Aim of the exercise: Strip the pictures and reproduce the rest of the listing exactly.

Information shown:
———

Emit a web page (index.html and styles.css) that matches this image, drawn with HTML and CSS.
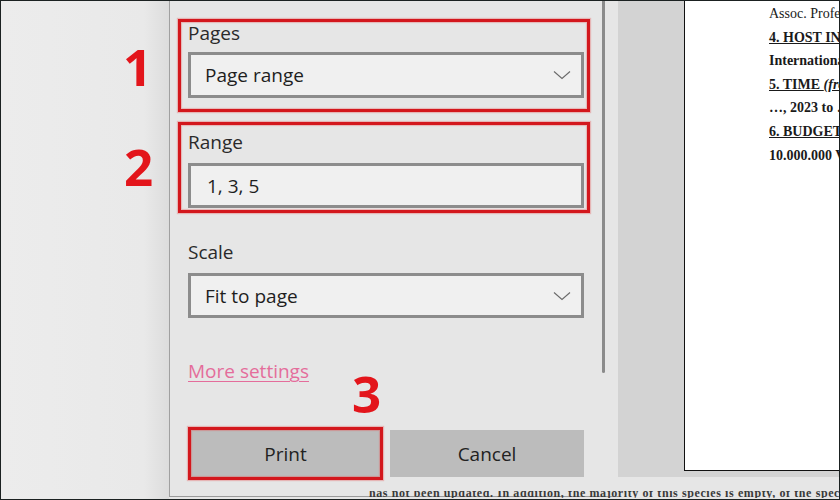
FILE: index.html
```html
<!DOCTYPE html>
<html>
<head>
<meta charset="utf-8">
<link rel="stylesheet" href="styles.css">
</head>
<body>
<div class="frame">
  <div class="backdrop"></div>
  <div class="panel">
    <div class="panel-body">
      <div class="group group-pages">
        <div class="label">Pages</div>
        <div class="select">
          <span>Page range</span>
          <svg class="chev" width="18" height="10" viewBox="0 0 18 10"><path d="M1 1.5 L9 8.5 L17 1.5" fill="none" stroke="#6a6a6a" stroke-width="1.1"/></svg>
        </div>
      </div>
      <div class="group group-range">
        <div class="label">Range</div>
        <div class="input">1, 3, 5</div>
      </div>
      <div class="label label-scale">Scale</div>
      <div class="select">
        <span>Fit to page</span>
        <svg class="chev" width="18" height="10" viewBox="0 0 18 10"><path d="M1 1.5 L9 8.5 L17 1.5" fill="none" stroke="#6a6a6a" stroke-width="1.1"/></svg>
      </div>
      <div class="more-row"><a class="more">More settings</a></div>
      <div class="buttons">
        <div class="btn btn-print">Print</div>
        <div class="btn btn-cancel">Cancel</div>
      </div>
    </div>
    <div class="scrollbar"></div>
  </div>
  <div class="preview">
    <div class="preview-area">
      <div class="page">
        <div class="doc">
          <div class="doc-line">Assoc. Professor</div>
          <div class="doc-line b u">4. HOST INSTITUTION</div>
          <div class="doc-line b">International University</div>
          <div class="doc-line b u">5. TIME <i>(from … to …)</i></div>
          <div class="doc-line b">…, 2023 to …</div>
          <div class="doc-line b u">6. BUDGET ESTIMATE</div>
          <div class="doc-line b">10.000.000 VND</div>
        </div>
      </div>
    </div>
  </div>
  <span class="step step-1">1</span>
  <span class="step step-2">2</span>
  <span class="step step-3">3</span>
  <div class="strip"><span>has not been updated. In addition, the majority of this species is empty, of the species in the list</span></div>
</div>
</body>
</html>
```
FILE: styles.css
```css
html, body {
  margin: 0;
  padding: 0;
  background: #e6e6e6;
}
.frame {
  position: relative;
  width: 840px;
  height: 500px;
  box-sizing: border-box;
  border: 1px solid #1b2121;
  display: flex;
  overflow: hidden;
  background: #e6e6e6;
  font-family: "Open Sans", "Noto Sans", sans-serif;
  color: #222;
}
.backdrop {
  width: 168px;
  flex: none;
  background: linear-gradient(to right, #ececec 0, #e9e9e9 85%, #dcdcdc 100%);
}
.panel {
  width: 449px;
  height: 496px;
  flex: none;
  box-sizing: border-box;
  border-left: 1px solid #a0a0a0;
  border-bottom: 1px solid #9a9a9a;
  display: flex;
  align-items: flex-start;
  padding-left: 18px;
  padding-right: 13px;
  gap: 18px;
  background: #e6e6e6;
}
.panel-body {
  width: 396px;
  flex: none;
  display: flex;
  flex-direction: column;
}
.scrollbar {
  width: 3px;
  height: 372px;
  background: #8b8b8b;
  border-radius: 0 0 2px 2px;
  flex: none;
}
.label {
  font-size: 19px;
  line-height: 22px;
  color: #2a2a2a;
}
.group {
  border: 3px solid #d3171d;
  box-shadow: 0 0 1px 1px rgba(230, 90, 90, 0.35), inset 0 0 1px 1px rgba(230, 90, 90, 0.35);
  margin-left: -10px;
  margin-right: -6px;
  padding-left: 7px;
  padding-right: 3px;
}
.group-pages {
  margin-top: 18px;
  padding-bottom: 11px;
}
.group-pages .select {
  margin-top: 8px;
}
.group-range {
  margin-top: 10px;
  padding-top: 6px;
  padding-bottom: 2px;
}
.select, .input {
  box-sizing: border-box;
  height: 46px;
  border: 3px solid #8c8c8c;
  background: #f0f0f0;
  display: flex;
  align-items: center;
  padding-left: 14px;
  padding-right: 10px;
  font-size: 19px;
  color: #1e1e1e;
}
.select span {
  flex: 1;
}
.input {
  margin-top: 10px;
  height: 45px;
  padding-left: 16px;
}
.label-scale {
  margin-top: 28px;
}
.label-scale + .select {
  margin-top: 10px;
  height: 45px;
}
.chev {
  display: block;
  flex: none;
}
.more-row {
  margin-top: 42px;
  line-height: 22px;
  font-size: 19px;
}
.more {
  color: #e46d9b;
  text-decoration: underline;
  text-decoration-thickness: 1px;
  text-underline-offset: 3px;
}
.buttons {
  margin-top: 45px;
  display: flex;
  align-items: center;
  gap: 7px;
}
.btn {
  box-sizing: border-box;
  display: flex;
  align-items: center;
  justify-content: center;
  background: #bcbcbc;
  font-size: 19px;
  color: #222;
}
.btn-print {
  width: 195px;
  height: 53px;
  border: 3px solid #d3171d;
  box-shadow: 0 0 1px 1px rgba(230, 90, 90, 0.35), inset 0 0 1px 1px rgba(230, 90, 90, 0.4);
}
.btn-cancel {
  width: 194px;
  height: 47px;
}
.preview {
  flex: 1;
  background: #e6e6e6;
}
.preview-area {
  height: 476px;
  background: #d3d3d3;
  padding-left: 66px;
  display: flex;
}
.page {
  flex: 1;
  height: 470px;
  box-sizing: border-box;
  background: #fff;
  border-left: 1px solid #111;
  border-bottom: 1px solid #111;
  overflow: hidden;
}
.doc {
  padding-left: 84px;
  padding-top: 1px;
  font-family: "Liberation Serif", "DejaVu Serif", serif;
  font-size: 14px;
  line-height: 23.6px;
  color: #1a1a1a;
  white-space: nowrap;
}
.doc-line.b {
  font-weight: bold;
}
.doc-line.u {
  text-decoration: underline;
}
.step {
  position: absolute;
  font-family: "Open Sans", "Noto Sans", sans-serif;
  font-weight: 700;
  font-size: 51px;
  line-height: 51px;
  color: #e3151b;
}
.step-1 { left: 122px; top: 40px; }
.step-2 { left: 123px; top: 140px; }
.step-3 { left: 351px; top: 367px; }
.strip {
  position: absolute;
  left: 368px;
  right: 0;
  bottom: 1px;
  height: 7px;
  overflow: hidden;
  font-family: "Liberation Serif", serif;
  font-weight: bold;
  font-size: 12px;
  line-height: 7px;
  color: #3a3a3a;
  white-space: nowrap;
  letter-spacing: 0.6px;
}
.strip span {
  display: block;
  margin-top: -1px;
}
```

———

Solution below:
Emit a web page (index.html and styles.css) that matches this image, drawn with HTML and CSS.
FILE: index.html
```html
<!DOCTYPE html>
<html>
<head>
<meta charset="utf-8">
<link rel="stylesheet" href="styles.css">
</head>
<body>
<div class="frame">
  <div class="backdrop"></div>
  <div class="panel">
    <div class="panel-body">
      <div class="group group-pages">
        <div class="label">Pages</div>
        <div class="select">
          <span>Page range</span>
          <svg class="chev" width="18" height="10" viewBox="0 0 18 10"><path d="M1 1.5 L9 8.5 L17 1.5" fill="none" stroke="#6a6a6a" stroke-width="1.1"/></svg>
        </div>
      </div>
      <div class="group group-range">
        <div class="label">Range</div>
        <div class="input">1, 3, 5</div>
      </div>
      <div class="label label-scale">Scale</div>
      <div class="select">
        <span>Fit to page</span>
        <svg class="chev" width="18" height="10" viewBox="0 0 18 10"><path d="M1 1.5 L9 8.5 L17 1.5" fill="none" stroke="#6a6a6a" stroke-width="1.1"/></svg>
      </div>
      <div class="more-row"><a class="more">More settings</a></div>
      <div class="buttons">
        <div class="btn btn-print">Print</div>
        <div class="btn btn-cancel">Cancel</div>
      </div>
    </div>
    <div class="scrollbar"></div>
  </div>
  <div class="preview">
    <div class="preview-area">
      <div class="page">
        <div class="doc">
          <div class="doc-line">Assoc. Professor</div>
          <div class="doc-line b u">4. HOST INSTITUTION</div>
          <div class="doc-line b">International University</div>
          <div class="doc-line b u">5. TIME <i>(from … to …)</i></div>
          <div class="doc-line b">…, 2023 to …</div>
          <div class="doc-line b u">6. BUDGET ESTIMATE</div>
          <div class="doc-line b">10.000.000 VND</div>
        </div>
      </div>
    </div>
  </div>
  <span class="step step-1">1</span>
  <span class="step step-2">2</span>
  <span class="step step-3">3</span>
  <div class="strip"><span>has not been updated. In addition, the majority of this species is empty, of the species in the list</span></div>
</div>
</body>
</html>
```
FILE: styles.css
```css
html, body {
  margin: 0;
  padding: 0;
  background: #e6e6e6;
}
.frame {
  position: relative;
  width: 840px;
  height: 500px;
  box-sizing: border-box;
  border: 1px solid #1b2121;
  display: flex;
  overflow: hidden;
  background: #e6e6e6;
  font-family: "Open Sans", "Noto Sans", sans-serif;
  color: #222;
}
.backdrop {
  width: 168px;
  flex: none;
  background: linear-gradient(to right, #ececec 0, #e9e9e9 85%, #dcdcdc 100%);
}
.panel {
  width: 449px;
  height: 496px;
  flex: none;
  box-sizing: border-box;
  border-left: 1px solid #a0a0a0;
  border-bottom: 1px solid #9a9a9a;
  display: flex;
  align-items: flex-start;
  padding-left: 18px;
  padding-right: 13px;
  gap: 18px;
  background: #e6e6e6;
}
.panel-body {
  width: 396px;
  flex: none;
  display: flex;
  flex-direction: column;
}
.scrollbar {
  width: 3px;
  height: 372px;
  background: #8b8b8b;
  border-radius: 0 0 2px 2px;
  flex: none;
}
.label {
  font-size: 19px;
  line-height: 22px;
  color: #2a2a2a;
}
.group {
  border: 3px solid #d3171d;
  box-shadow: 0 0 1px 1px rgba(230, 90, 90, 0.35), inset 0 0 1px 1px rgba(230, 90, 90, 0.35);
  margin-left: -10px;
  margin-right: -6px;
  padding-left: 7px;
  padding-right: 3px;
}
.group-pages {
  margin-top: 18px;
  padding-bottom: 11px;
}
.group-pages .select {
  margin-top: 8px;
}
.group-range {
  margin-top: 10px;
  padding-top: 6px;
  padding-bottom: 2px;
}
.select, .input {
  box-sizing: border-box;
  height: 46px;
  border: 3px solid #8c8c8c;
  background: #f0f0f0;
  display: flex;
  align-items: center;
  padding-left: 14px;
  padding-right: 10px;
  font-size: 19px;
  color: #1e1e1e;
}
.select span {
  flex: 1;
}
.input {
  margin-top: 10px;
  height: 45px;
  padding-left: 16px;
}
.label-scale {
  margin-top: 28px;
}
.label-scale + .select {
  margin-top: 10px;
  height: 45px;
}
.chev {
  display: block;
  flex: none;
}
.more-row {
  margin-top: 42px;
  line-height: 22px;
  font-size: 19px;
}
.more {
  color: #e46d9b;
  text-decoration: underline;
  text-decoration-thickness: 1px;
  text-underline-offset: 3px;
}
.buttons {
  margin-top: 45px;
  display: flex;
  align-items: center;
  gap: 7px;
}
.btn {
  box-sizing: border-box;
  display: flex;
  align-items: center;
  justify-content: center;
  background: #bcbcbc;
  font-size: 19px;
  color: #222;
}
.btn-print {
  width: 195px;
  height: 53px;
  border: 3px solid #d3171d;
  box-shadow: 0 0 1px 1px rgba(230, 90, 90, 0.35), inset 0 0 1px 1px rgba(230, 90, 90, 0.4);
}
.btn-cancel {
  width: 194px;
  height: 47px;
}
.preview {
  flex: 1;
  background: #e6e6e6;
}
.preview-area {
  height: 476px;
  background: #d3d3d3;
  padding-left: 66px;
  display: flex;
}
.page {
  flex: 1;
  height: 470px;
  box-sizing: border-box;
  background: #fff;
  border-left: 1px solid #111;
  border-bottom: 1px solid #111;
  overflow: hidden;
}
.doc {
  padding-left: 84px;
  padding-top: 1px;
  font-family: "Liberation Serif", "DejaVu Serif", serif;
  font-size: 14px;
  line-height: 23.6px;
  color: #1a1a1a;
  white-space: nowrap;
}
.doc-line.b {
  font-weight: bold;
}
.doc-line.u {
  text-decoration: underline;
}
.step {
  position: absolute;
  font-family: "Open Sans", "Noto Sans", sans-serif;
  font-weight: 700;
  font-size: 51px;
  line-height: 51px;
  color: #e3151b;
}
.step-1 { left: 122px; top: 40px; }
.step-2 { left: 123px; top: 140px; }
.step-3 { left: 351px; top: 367px; }
.strip {
  position: absolute;
  left: 368px;
  right: 0;
  bottom: 1px;
  height: 7px;
  overflow: hidden;
  font-family: "Liberation Serif", serif;
  font-weight: bold;
  font-size: 12px;
  line-height: 7px;
  color: #3a3a3a;
  white-space: nowrap;
  letter-spacing: 0.6px;
}
.strip span {
  display: block;
  margin-top: -1px;
}
```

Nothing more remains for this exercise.